Letztlich ist die inner-palästinensische Versöhnung auf die Umstürze in der arabischen Welt zurückzuführen. Das Regime des am 11. Februar entmachteten ägyptischen Präsidenten Husni Mubarak hatte wie ein Verbündeter Israels agiert und die Fatah gegenüber der radikaleren Hamas bevorzugt. Seine Vermittlungsbemühungen blieben deshalb erfolglos. Der seit dem Umsturz regierende Militärrat berücksichtigte die israel-kritische Stimmung in der Bevölkerung und richtete die Palästinenser-Politik neu aus. Kairo nimmt nun eine annähernd gleiche Distanz zu den beiden großen Palästinenserfraktionen ein.

Deren Rivalität war nach den von der Hamas gewonnenen Parlamentswahlen im Jahr 2006 in offene Feindseligkeit umgeschlagen. Im Gazastreifen lieferten sich die Milizen der beiden Organisationen blutige Gefechte, die erst endeten, als die Hamas 2007 die Abbas-Verwaltung und die Fatah aus dem Gazastreifen vertrieb.

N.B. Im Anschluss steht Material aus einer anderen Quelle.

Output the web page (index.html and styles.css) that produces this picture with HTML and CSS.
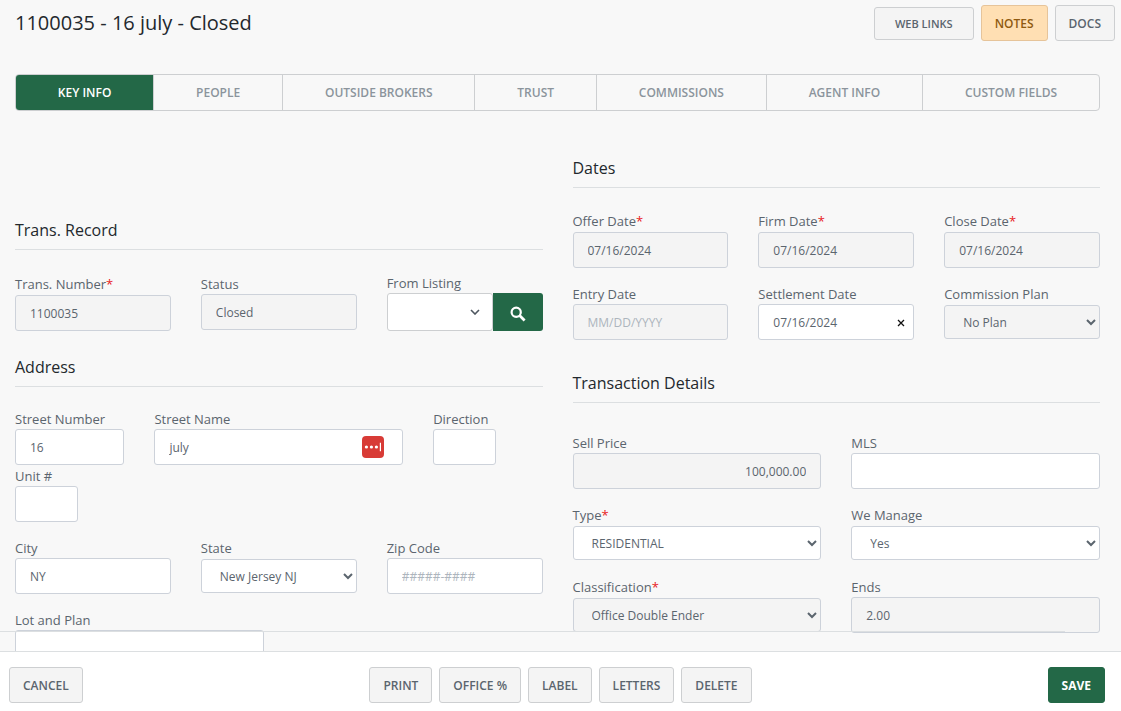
FILE: index.html
```html
<!DOCTYPE html>
<html lang="en">
  <head>
    <meta charset="utf-8">
    <title>1100035 - 16 july - Closed</title>
    <link rel="stylesheet" href="styles.css">
  </head>
  <body>

    <header class="page-header">
      <h1>1100035 - 16 july - Closed</h1>
      <div class="header-buttons">
        <button class="btn btn-links" type="button">WEB LINKS</button>
        <button class="btn btn-notes" type="button">NOTES</button>
        <button class="btn" type="button">DOCS</button>
      </div>
    </header>

    <nav class="tabs">
      <a class="tab active" href="#key-info">KEY INFO</a>
      <a class="tab" href="#people">PEOPLE</a>
      <a class="tab" href="#outside-brokers">OUTSIDE BROKERS</a>
      <a class="tab" href="#trust">TRUST</a>
      <a class="tab" href="#commissions">COMMISSIONS</a>
      <a class="tab" href="#agent-info">AGENT INFO</a>
      <a class="tab" href="#custom-fields">CUSTOM FIELDS</a>
    </nav>

    <main class="content">
      <form class="columns" id="key-info">

        <div class="column column-left">
          <section class="record">
            <h2>Trans. Record</h2>
            <div class="row">
              <div class="field col-4 required">
                <label for="transNumber">Trans. Number<span class="star">*</span></label>
                <input type="text" id="transNumber" value="1100035" readonly>
              </div>
              <div class="field col-4">
                <label for="status">Status</label>
                <input type="text" id="status" value="Closed" readonly>
              </div>
              <div class="field col-4 listing">
                <label for="fromListing">From Listing</label>
                <div class="listing-group">
                  <div class="listing-box">
                    <select id="fromListing"><option></option></select>
                    <svg class="chevron" viewBox="0 0 10 6" width="10" height="6"><path d="M1 1l4 4 4-4" fill="none" stroke="#4d565f" stroke-width="1.6"/></svg>
                  </div>
                  <button class="search" type="button" aria-label="Search">
                    <svg viewBox="0 0 16 16" width="16" height="16"><circle cx="6.2" cy="6.2" r="4.6" fill="none" stroke="#fff" stroke-width="2.2"/><path d="M9.6 9.6l5 5" stroke="#fff" stroke-width="2.8"/></svg>
                  </button>
                </div>
              </div>
            </div>
          </section>

          <section class="address">
            <h2>Address</h2>
            <div class="row">
              <div class="field col-3 tight">
                <label for="streetNumber">Street Number</label>
                <input type="text" id="streetNumber" value="16">
              </div>
              <div class="field col-6 tight">
                <label for="streetName">Street Name</label>
                <div class="input-wrap">
                  <input type="text" id="streetName" value="july">
                  <svg class="autofill" viewBox="0 0 22 22" width="22" height="22"><rect width="22" height="22" rx="4" fill="#d83b36"/><circle cx="4.4" cy="11" r="1.6" fill="#fff"/><circle cx="9.4" cy="11" r="1.6" fill="#fff"/><circle cx="14.4" cy="11" r="1.6" fill="#fff"/><path d="M18.4 6.8v8.4" stroke="#fff" stroke-width="1.2"/></svg>
                </div>
              </div>
              <div class="field col-2 tight">
                <label for="direction">Direction</label>
                <input type="text" id="direction">
              </div>
            </div>
            <div class="row">
              <div class="field col-2">
                <label for="unit">Unit #</label>
                <input type="text" id="unit">
              </div>
            </div>
            <div class="row">
              <div class="field col-4">
                <label for="city">City</label>
                <input type="text" id="city" value="NY">
              </div>
              <div class="field col-4 with-select">
                <label for="state">State</label>
                <select id="state"><option>New Jersey NJ</option></select>
              </div>
              <div class="field col-4">
                <label for="zip">Zip Code</label>
                <input type="text" id="zip" placeholder="#####-####">
              </div>
              <div class="field col-6">
                <label for="lotPlan">Lot and Plan</label>
                <input type="text" id="lotPlan">
              </div>
            </div>
          </section>
        </div>

        <div class="column">
          <section>
            <h2>Dates</h2>
            <div class="row">
              <div class="field col-4 required">
                <label for="offerDate">Offer Date<span class="star">*</span></label>
                <input type="text" id="offerDate" value="07/16/2024" readonly>
              </div>
              <div class="field col-4 required">
                <label for="firmDate">Firm Date<span class="star">*</span></label>
                <input type="text" id="firmDate" value="07/16/2024" readonly>
              </div>
              <div class="field col-4 required">
                <label for="closeDate">Close Date<span class="star">*</span></label>
                <input type="text" id="closeDate" value="07/16/2024" readonly>
              </div>
              <div class="field col-4">
                <label for="entryDate">Entry Date</label>
                <input type="text" id="entryDate" placeholder="MM/DD/YYYY" readonly>
              </div>
              <div class="field col-4">
                <label for="settlementDate">Settlement Date</label>
                <div class="input-wrap">
                  <input type="text" id="settlementDate" value="07/16/2024">
                  <button class="clear" type="button" aria-label="Clear date">
                    <svg viewBox="0 0 8 8" width="8" height="8"><path d="M1 1l6 6M7 1l-6 6" stroke="#111" stroke-width="1.3"/></svg>
                  </button>
                </div>
              </div>
              <div class="field col-4 with-select">
                <label for="commissionPlan">Commission Plan</label>
                <select class="locked" id="commissionPlan"><option>No Plan</option></select>
              </div>
            </div>
          </section>

          <section class="details">
            <h2>Transaction Details</h2>
            <div class="row">
              <div class="field col-6">
                <label for="sellPrice">Sell Price</label>
                <input class="amount" type="text" id="sellPrice" value="100,000.00" readonly>
              </div>
              <div class="field col-6">
                <label for="mls">MLS</label>
                <input type="text" id="mls">
              </div>
              <div class="field col-6 with-select">
                <label for="type">Type<span class="star">*</span></label>
                <select id="type"><option>RESIDENTIAL</option></select>
              </div>
              <div class="field col-6 with-select">
                <label for="weManage">We Manage</label>
                <select id="weManage"><option>Yes</option></select>
              </div>
              <div class="field col-6 with-select">
                <label for="classification">Classification<span class="star">*</span></label>
                <select class="locked" id="classification"><option>Office Double Ender</option></select>
              </div>
              <div class="field col-6">
                <label for="ends">Ends</label>
                <input type="text" id="ends" value="2.00" readonly>
              </div>
            </div>
          </section>
        </div>

      </form>
    </main>

    <footer class="page-footer">
      <div class="footer-left">
        <button class="btn" type="button">CANCEL</button>
      </div>
      <div class="footer-middle">
        <button class="btn" type="button">PRINT</button>
        <button class="btn" type="button">OFFICE %</button>
        <button class="btn" type="button">LABEL</button>
        <button class="btn" type="button">LETTERS</button>
        <button class="btn" type="button">DELETE</button>
      </div>
      <div class="footer-right">
        <button class="btn btn-save" type="submit" form="key-info">SAVE</button>
      </div>
    </footer>

  </body>
</html>
```

FILE: styles.css
```css
* {
  box-sizing: border-box;
}
body {
  display: flex;
  flex-direction: column;
  height: 100vh;
  margin: 0;
  background-color: #f8f8f8;
  color: #5b656e;
  font-family: "Open Sans", "Noto Sans", sans-serif;
  font-size: 12px;
}
h1, h2 {
  margin: 0;
  color: #23282d;
  font-weight: 400;
}
h1 {
  font-size: 20px;
  line-height: 36px;
}
h2 {
  height: 40px;
  margin-bottom: 23px;
  border-bottom: 1px solid #dcdfe1;
  font-size: 16px;
  line-height: 40px;
}
button, input, select {
  font-family: inherit;
}

/* header */
.page-header {
  display: flex;
  justify-content: space-between;
  padding: 5px 6px 0 15px;
}
.header-buttons {
  display: flex;
  align-items: center;
  gap: 7px;
}
.btn {
  height: 36px;
  padding: 0 13px;
  border: 1px solid #cdcfd1;
  border-radius: 3px;
  background-color: #f4f4f4;
  color: #5b656e;
  font-size: 12px;
  font-weight: 600;
  cursor: pointer;
}
.btn:hover {
  background-color: #eaeaea;
}
.btn-links {
  height: 33px;
  padding: 0 20px;
  font-size: 11px;
}
.btn-notes {
  border-color: #e6c49a;
  background-color: #ffdfb3;
  color: #8f5a10;
}
.btn-save {
  border-color: #236847;
  background-color: #236847;
  color: #fff;
  font-weight: 700;
}

/* tabs */
.tabs {
  display: flex;
  flex-shrink: 0;
  height: 37px;
  margin: 33px 21px 0 15px;
  border: 1px solid #cdcfd1;
  border-radius: 4px;
  overflow: hidden;
}
.tab {
  flex: 1 0 auto;
  border-right: 1px solid #cdcfd1;
  color: #8b949c;
  font-weight: 600;
  line-height: 35px;
  text-align: center;
  text-decoration: none;
}
.tab:last-child {
  border-right: none;
}
.tab.active {
  background-color: #236847;
  color: #fff;
}

/* form */
.content {
  flex: 1;
  min-height: 0;
  overflow-y: auto;
  scrollbar-width: none;
}
.columns {
  display: grid;
  grid-template-columns: 1fr 1fr;
  gap: 30px;
  padding: 37px 21px 20px 15px;
}
.column-left {
  padding-top: 62px;
}
.record h2 {
  margin-bottom: 24px;
}
.address h2 {
  margin-bottom: 22px;
}
.details {
  padding-top: 7px;
}
.details h2 {
  margin-bottom: 30px;
}
.row {
  display: grid;
  grid-template-columns: repeat(12, minmax(0, 1fr));
  column-gap: 30px;
}
.col-2 {
  grid-column: span 2;
}
.col-3 {
  grid-column: span 3;
}
.col-4 {
  grid-column: span 4;
}
.col-6 {
  grid-column: span 6;
}
.field {
  margin-bottom: 16px;
}
.with-select {
  margin-bottom: 17px;
}
.tight {
  margin-bottom: 1px;
}
.field label {
  display: block;
  font-size: 13px;
  line-height: 20px;
  white-space: nowrap;
}
.required label,
.with-select label {
  line-height: 21px;
}
.listing label {
  line-height: 19px;
}
.star {
  color: #e8211d;
}
input, select {
  display: block;
  width: 100%;
  height: 36px;
  padding: 0 14px;
  border: 1px solid #cdd2da;
  border-radius: 3px;
  background-color: #fff;
  color: #5b656e;
  font-size: 12px;
}
select {
  height: 34px;
  padding-right: 0;
}
input:read-only,
.locked {
  background-color: #f4f4f4;
}
input::placeholder {
  color: #adb5bd;
}
.amount {
  text-align: right;
}
.input-wrap,
.listing-box {
  position: relative;
}
.autofill {
  position: absolute;
  top: 7px;
  right: 19px;
}
.clear {
  position: absolute;
  top: 11px;
  right: 5px;
  width: 16px;
  height: 16px;
  padding: 4px;
  border: none;
  background: none;
  line-height: 0;
  cursor: pointer;
}
.listing-group {
  display: flex;
}
.listing-box {
  flex: 1;
}
.listing-box select {
  height: 38px;
  border-color: #cdcfd1;
  appearance: none;
}
.chevron {
  position: absolute;
  top: 16px;
  right: 13px;
  pointer-events: none;
}
.search {
  display: flex;
  align-items: center;
  justify-content: center;
  width: 50px;
  height: 38px;
  padding: 3px 0 0;
  border: none;
  border-radius: 0 3px 3px 0;
  background-color: #236847;
  cursor: pointer;
}

/* footer */
.page-footer {
  position: relative;
  display: grid;
  grid-template-columns: 1fr auto 1fr;
  flex-shrink: 0;
  padding: 15px 9px 8px;
  border-top: 1px solid #dcdfe1;
  background-color: #fff;
}
.page-footer::before {
  content: "";
  position: absolute;
  top: -21px;
  left: 0;
  width: 95%;
  border-top: 1px solid #dcdfe1;
}
.footer-middle {
  display: flex;
  gap: 7px;
}
.footer-right {
  padding-right: 7px;
  text-align: right;
}
```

Israel hatte sich bereits 2005 aus dem palästinensischen Mittelmeergebiet zurückgezogen, blockiert aber bis heute die Zugänge.

Das Versöhnungsabkommen klammert die delikaten Sicherheitsfragen weitgehend aus. Im wesentlichen einigte man sich in diesem Bereich auf die Aufrechterhaltung des Status quo. Die Hamas kontrolliert weiter den Gazastreifen, die Miliz von Präsident Abbas jene Teile des Westjordanlandes, die nicht vom israelischen Militär kontrolliert werden. Beide Fraktionen vereinbarten überdies, die politischen Gefangenen der jeweils anderen Seite freizulassen.